Le barrage de Souapiti, catastrophe humanitaire
Le faible développement des infrastructures électriques entrave le développement de la Guinée. Pour y remédier, le président Alpha Condé a prétendu s’y attaquer durant son mandat en faisant construire des centrales hydroélectriques sur le fleuve Konkouré avec l’appui de grandes entreprises chinoises. De grands barrages ont ainsi vu le jour, sans incidence sur le problème global de l’électrification du pays en raison des nombreuses malfaçons sur ces ouvrages.
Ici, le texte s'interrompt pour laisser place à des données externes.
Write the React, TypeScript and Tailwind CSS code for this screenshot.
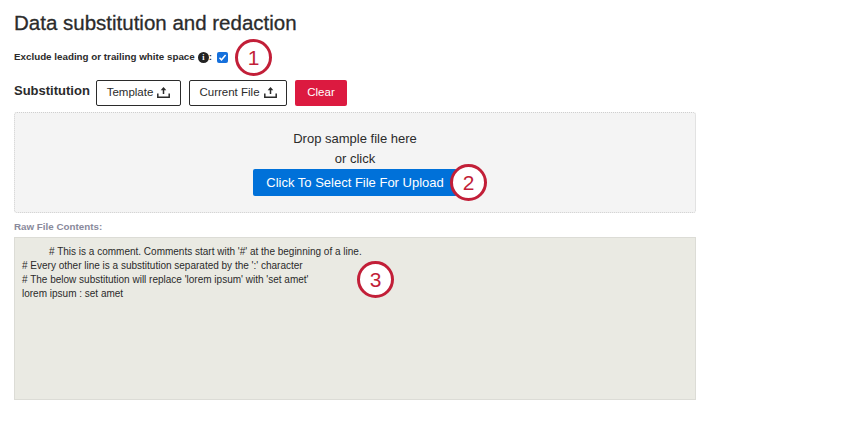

Le dernier en date, le barrage de Souapiti, s’est même soldé par une catastrophe humanitaire avec le déplacement de quelques 16 000 habitants, qui survivent désormais dans des conditions précaires. Réalisé par des entreprises chinoises, grâce à un prêt colossal de Pékin représentant 50% du budget de l’Etat guinéen, le barrage pourrait même repasser intégralement sous contrôle de Pékin si celui-ci n’était pas remboursé par Conakry, compromettant d’autant la souveraineté énergétique de la Guinée.
D’ores et déjà l’autonomie de Conakry vis-à-vis de la Chine pose question, tant Alpha Condé et les diplomates guinéens apparaissent déterminés à faire le jeu de Pékin sur la scène internationale. Ceux-ci n’ont pas hésité à absoudre Pékin des accusations de « génocide » visant sa minorité ouïghoure dans l’enceinte-même du Conseil des droits de l’homme de l’ONU, malgré les images de camps d’internement et les témoignages de sévices et de mauvais traitements, mais aussi malgré l’écrasante majorité de musulmans (88%) au sein de sa population. Conakry s’est également prêtée aux mises en scène de distribution de masques et de matériel médical par la Chine, surtout destinés à faire oublier son rôle dans la diffusion du Covid-19 dans le reste du monde
Soutien à la dérive autoritaire du clan Condé
De son côté, Pékin montre un soutien inconditionnel au clan Condé. La Chine a ainsi entériné les résultats du référendum constitutionnel destiné à permettre au président sortant de briguer un troisième mandat, qui le laisserait au pouvoir jusqu’à ses 87 ans (autant dire : une présidence à vie). Ce scrutin avait suscité l’indignation d’une grande partie de la classe guinéenne, critiquant une manœuvre de la part d’Alpha Condé pour rester au pouvoir coûte que coûte, et une dérive autoritaire de la présidence guinéenne. Durant les mois précédents le scrutin, plusieurs opposants ont été arrêtés après avoir critiqué la modification de la constitution. Les manifestants qui se sont rassemblés le jour-même pour protester contre le référendum ont été quant à eux dispersés à coup de grenades lacrymogènes et de tirs d’armes lourdes. Une répression condamnée par la communauté internationale dans son ensemble, à l’exception notable de la Chine qui a souligné au contraire les « bonnes conditions » dans lesquelles le vote se serait prétendument tenu.
Pour les Guinéens, le bilan de ce 61e anniversaire est donc sombre. Outre l’absence de retombées économiques, la construction de grandes infrastructures stratégiques détournées par la Chine sur son territoire, il faut aussi compter sur les vifs encouragements prodigués par Pékin à la dérive sécuritaire et autocratique du régime d’Alpha Condé, qui apparaît de plus en plus vassalisé par l’Empire du Milieu. Tandis que la Guinée reste l’un des Etats les moins développés du continent et que sa population se maintient parmi les plus pauvres de la planète, les soutiens de la Chine bénéficient quant à eux des largesses de Pékin pour prix de leurs compromissions diplomatiques. Un bien triste bilan, qui ne se chiffre pas seulement en vies humaines, mais aussi en années perdues pour l’émergence de la Guinée.